Firefox Logo Crop Circle by OSU Students
Crop Circle Aerial Photos
The Enduring Myth of Crop Circles
In 1991, the original creators of crop circles opened up about the hoax. A few other crop circles jumped in to claim authorship, but from my own research, I believe Bower and Chorley got there first. What amazes me is the amount of paranormal "experts" who discount the photographic and video evidence that yes, indeed, we know who's doing it and when it started. After all, did you ever hear of crop circles prior to 1978? (No, a fictional story about a farmer and the devil doesn't count -- there are just too many folklore stories like that involving everything from banjos to the Yankees.)
As a mythology major, I have some inkling why we need Santa Claus, Groundhog Day and crop circles. There's just not enough myth in our lives: symbols that can appeal to and satisfy our hearts, not just our intellect, astounding and delighting us.

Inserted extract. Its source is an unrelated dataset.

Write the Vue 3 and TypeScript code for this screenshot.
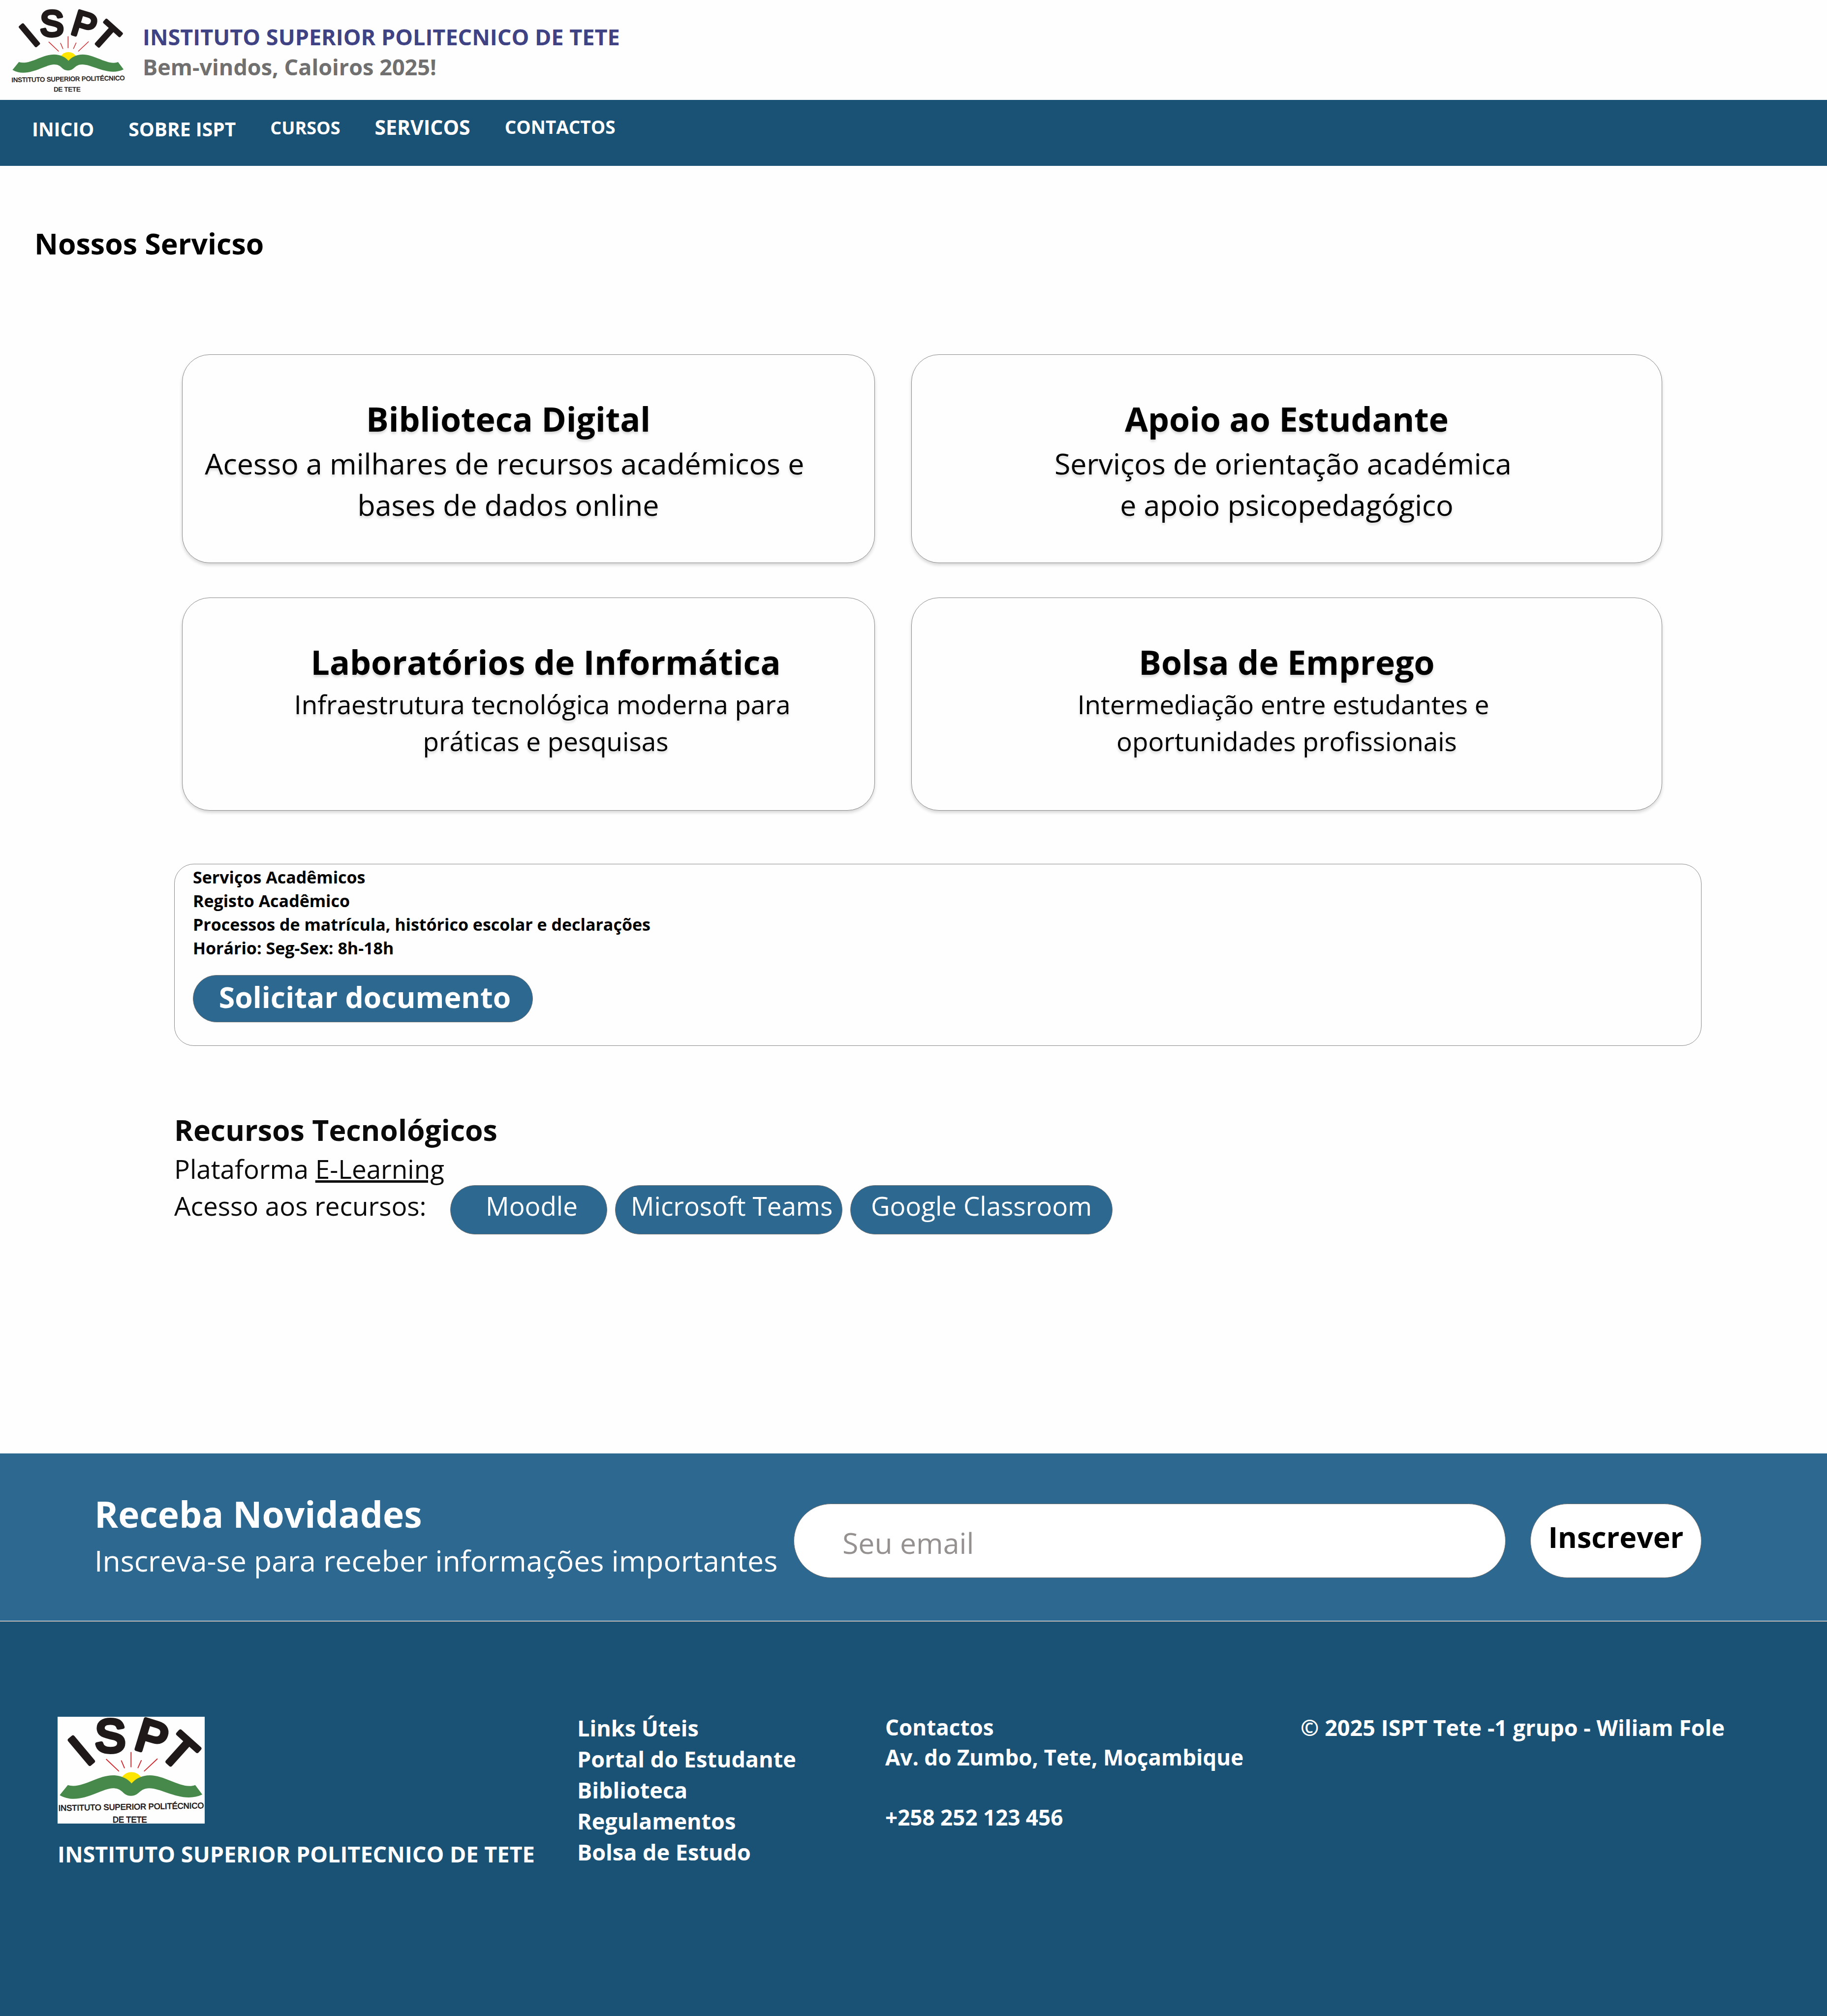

So perhaps I should just thank Bower and Chorley for proving yet again how a mythology can spring to life out of humble seeds -- or, grains.
Anyway, crop circles look fantastic. Here's a video gallery of crop circle photos.
Crop Circles Video Collage
Best Crop Circle Website
- c i r c l e m a k e r s
circlemakers: Home of England's crop circle makers. Still going after 15 years, unlike a lot of the crop circle sites that have come and gone.
Crop Circles Poll
Should crop circles be legislated? If so, how?
Crop Circles and Vandalism
Crop circle artists sometimes claim that since they're only bending over plants, not killing them, they're not doing damage. (In fact, this is also why crop circle researchers assert ufo origin: people couldn't do it without breaking the crops, they claim.)
There have been a few lawsuits by farmers against crop circle artists. In one case, the actual damage caused by the crop circle was minor, and the artists were found liable; the bulk of the damage was paid for by the TV show whose publicity brought tons of spectators tromping across the field!